■ GIVEN REQUEST: Wherever the string "React" appears in the listing, copy that line.

───── SOURCE DATA ─────

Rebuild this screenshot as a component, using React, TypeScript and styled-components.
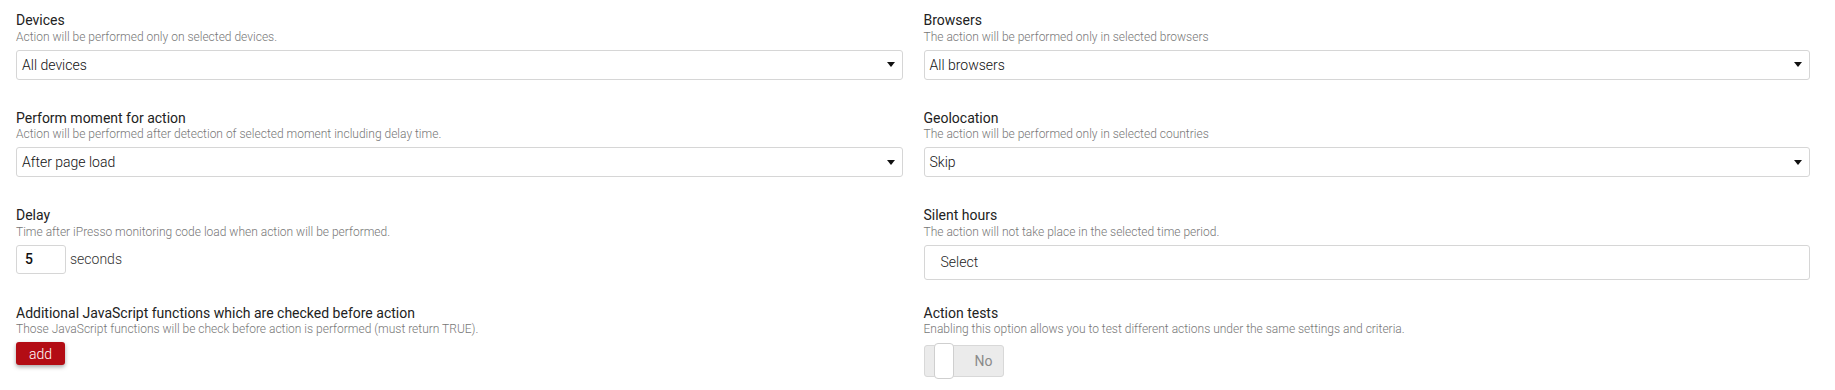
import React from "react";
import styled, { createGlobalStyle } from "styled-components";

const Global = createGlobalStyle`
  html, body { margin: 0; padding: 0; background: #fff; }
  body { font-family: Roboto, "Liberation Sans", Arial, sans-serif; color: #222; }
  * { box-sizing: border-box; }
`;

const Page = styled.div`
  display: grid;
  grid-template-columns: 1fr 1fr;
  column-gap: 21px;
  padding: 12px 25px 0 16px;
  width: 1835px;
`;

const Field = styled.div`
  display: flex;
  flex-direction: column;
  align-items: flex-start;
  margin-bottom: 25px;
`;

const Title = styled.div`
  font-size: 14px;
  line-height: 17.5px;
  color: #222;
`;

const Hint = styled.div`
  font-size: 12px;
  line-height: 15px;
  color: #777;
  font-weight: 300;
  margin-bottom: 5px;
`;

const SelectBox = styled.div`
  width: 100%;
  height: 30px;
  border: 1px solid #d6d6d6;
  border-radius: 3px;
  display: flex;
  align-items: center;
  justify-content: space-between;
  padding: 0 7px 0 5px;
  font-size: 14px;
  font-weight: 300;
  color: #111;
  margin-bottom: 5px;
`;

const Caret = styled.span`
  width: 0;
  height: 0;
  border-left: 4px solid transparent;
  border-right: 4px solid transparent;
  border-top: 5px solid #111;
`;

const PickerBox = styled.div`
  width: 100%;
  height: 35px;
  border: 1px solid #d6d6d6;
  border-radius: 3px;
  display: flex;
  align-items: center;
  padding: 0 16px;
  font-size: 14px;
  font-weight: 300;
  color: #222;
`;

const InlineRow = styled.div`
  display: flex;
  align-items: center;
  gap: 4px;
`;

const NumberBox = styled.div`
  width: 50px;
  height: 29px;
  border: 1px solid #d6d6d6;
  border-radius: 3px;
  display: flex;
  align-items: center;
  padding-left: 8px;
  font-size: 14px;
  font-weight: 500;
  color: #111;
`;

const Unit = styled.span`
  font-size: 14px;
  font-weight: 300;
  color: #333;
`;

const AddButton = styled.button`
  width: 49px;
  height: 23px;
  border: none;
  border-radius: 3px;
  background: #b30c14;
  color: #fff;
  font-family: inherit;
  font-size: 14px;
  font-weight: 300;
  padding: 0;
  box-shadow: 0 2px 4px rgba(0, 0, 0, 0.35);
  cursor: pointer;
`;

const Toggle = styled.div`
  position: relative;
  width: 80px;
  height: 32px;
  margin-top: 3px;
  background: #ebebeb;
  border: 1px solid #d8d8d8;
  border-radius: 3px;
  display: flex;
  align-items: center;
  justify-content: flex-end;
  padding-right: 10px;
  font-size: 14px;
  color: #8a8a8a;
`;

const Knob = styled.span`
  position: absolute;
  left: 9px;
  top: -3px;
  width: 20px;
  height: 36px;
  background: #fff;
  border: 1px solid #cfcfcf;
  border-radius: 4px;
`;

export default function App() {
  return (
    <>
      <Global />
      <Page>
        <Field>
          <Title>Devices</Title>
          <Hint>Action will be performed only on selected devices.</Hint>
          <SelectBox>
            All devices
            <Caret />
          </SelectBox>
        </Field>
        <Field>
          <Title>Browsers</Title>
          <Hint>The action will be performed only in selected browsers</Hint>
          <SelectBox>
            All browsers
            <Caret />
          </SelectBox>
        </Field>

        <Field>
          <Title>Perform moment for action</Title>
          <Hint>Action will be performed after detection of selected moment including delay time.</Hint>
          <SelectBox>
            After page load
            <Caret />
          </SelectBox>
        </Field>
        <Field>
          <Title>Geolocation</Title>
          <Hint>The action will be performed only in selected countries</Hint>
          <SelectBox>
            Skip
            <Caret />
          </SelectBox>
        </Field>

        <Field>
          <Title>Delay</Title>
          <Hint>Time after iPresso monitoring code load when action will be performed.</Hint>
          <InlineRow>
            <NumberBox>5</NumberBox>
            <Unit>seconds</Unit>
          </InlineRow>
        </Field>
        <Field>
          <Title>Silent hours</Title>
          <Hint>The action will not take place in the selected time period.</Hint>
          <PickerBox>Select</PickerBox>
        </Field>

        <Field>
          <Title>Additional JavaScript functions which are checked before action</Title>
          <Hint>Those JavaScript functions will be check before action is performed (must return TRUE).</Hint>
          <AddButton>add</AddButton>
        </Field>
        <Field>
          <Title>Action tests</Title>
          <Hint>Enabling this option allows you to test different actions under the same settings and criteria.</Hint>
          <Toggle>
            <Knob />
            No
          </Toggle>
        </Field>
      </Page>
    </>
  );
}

─────

■ OUTPUT OF THE TASK:
Rebuild this screenshot as a component, using React, TypeScript and styled-components.
import React from "react";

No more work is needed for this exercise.